Deutlich wird dabei ebenfalls, dass der Antifa ein ums andere Mal eine gesellschaftliche Vorreiterrolle zukam: In einer Zeit, in der die Regierung Kohl noch daran festhielt, Deutschland sei kein Einwanderungsland, erklärte die Antifaşist Gençlik: "Es muss begriffen werden, dass wir (…) keine "Gäste" oder "Ausländer", sondern Angehörige dieser Gesellschaft sind." Und auch der zentrale Referenzpunkt der feministischen Fantifa-Gruppen, die Theorie der "Triple Oppression", der dreifachen Unterdrückung in Form von "Rassismus, Kapitalismus und Sexismus", ist heute unter dem Stichwort "Intersektionalität" verbreiteter Teil des politischen Diskurses. Rohrmoser unterstreicht zudem immer wieder die Verdienste der Antifa bei der Aufklärung rechtsextremer Verbrechen und spricht in diesem Zusammenhang von einem regelrechten "Fahndungsantifaschismus". Informationen über rechtsradikale Netzwerke, die oftmals eben nicht die eigentlich zuständigen staatlichen Stellen, sondern linke Aktivisten zusammentragen, werden gerne auch von Journalisten für ihre Recherchen genutzt. Das wiederum ließ CDU-Rechtsaußen Hans-Georg Maaßen im letzten Bundestagswahlkampf an der "Verfassungstreue" vieler Journalisten des öffentlich-rechtlichen Rundfunks zweifeln.

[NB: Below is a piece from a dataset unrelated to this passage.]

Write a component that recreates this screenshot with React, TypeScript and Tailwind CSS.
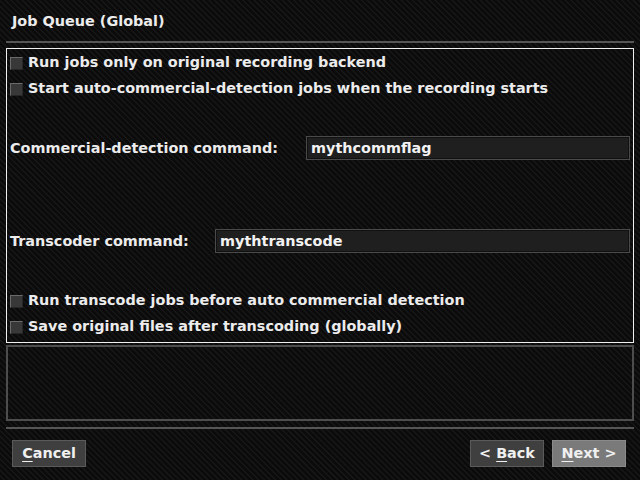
import React from "react";

const font = { fontFamily: '"DejaVu Sans", "Liberation Sans", sans-serif' };

function Check({ label }: { label: string }) {
  return (
    <div className="flex h-[26px] items-center">
      <div className="ml-[3px] h-[13px] w-[13px] border border-t-[#6a6a6a] border-l-[#6a6a6a] border-b-[#262626] border-r-[#262626] bg-[#383838]" />
      <span className="ml-[5px] text-[14.4px] font-bold text-[#ececec]">{label}</span>
    </div>
  );
}

function Field({ label, value, labelWidth }: { label: string; value: string; labelWidth: string }) {
  return (
    <div className="flex h-[24px] items-center pr-[3px]">
      <span className={`${labelWidth} shrink-0 pl-[3px] pt-[2px] text-[14.4px] font-bold text-[#ececec]`}>{label}</span>
      <div className="flex h-[24px] flex-1 items-center border border-[#4a4a4a] bg-[#1f1f1f] pl-[4px] pt-[2px] text-[14.4px] font-bold text-[#f2f2f2] shadow-[inset_0_0_0_1px_#111]">
        {value}
      </div>
    </div>
  );
}

function Btn({ children, active }: { children: React.ReactNode; active?: boolean }) {
  return (
    <div
      className={`flex h-[27px] w-[74px] items-center justify-center border text-[14.4px] font-bold text-[#f0f0f0] ${
        active ? "border-[#8a8a8a] bg-[#7a7a7a]" : "border-[#5a5a5a] bg-[#3f3f3f]"
      }`}
    >
      {children}
    </div>
  );
}

export default function App() {
  return (
    <div
      style={font}
      className="flex h-[480px] w-[640px] flex-col bg-[#0c0c0c] bg-[repeating-linear-gradient(45deg,#0b0b0b_0px,#0b0b0b_2px,#1b1b1b_3px,#0b0b0b_4px)] px-[6px]"
    >
      <div className="flex h-[41px] items-center pl-[6px] pt-[2px] text-[14.4px] font-bold text-[#ececec]">
        Job Queue (Global)
      </div>
      <div className="h-[2px] bg-[#555555]" />
      <div className="mt-[5px] flex h-[295px] flex-col border border-[#f0f0f0] pt-[1px]">
        <Check label="Run jobs only on original recording backend" />
        <Check label="Start auto-commercial-detection jobs when the recording starts" />
        <div className="mt-[34px]">
          <Field label="Commercial-detection command:" value="mythcommflag" labelWidth="w-[299px]" />
        </div>
        <div className="mt-[69px]">
          <Field label="Transcoder command:" value="mythtranscode" labelWidth="w-[208px]" />
        </div>
        <div className="mt-[35px]">
          <Check label="Run transcode jobs before auto commercial detection" />
          <Check label="Save original files after transcoding (globally)" />
        </div>
      </div>
      <div className="mt-[2px] h-[76px] border-2 border-[#4d4d4d]" />
      <div className="mt-[6px] h-[2px] bg-[#555555]" />
      <div className="mt-[11px] flex items-center px-[6px]">
        <Btn>
          <span className="underline underline-offset-[3px]">C</span>ancel
        </Btn>
        <div className="flex-1" />
        <Btn>
          &lt;&nbsp;<span className="underline underline-offset-[3px]">B</span>ack
        </Btn>
        <div className="w-[8px]" />
        <Btn active>
          <span className="underline underline-offset-[3px]">N</span>ext &gt;
        </Btn>
        <div className="w-[2px]" />
      </div>
    </div>
  );
}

Richard Rohrmosers Buch ist in einem Geist kritischer Sympathie geschrieben. Die Antifa-Bewegung versuche, "als normative Korrektivkraft staatlichen und institutionellen Defiziten bei der Bekämpfung von Rassismus und Rechtsextremismus durch eigenständiges Engagement entgegenzuwirken." Doch der Autor verklärt nicht und verschweigt auch nicht die Schattenseiten; weder die gelegentlich haarsträubenden programmatischen Ansätze, noch den zentralen Kritikpunkt an vielen autonomen Antifa-Gruppierungen: die ungeklärte Gewaltfrage.

  • Richard Rohrmoser: Antifa. Porträt einer linksradikalen Bewegung. Von den 1920er -Jahren bis heute, C. H. Beck Paperback, 208 Seiten, 16 €.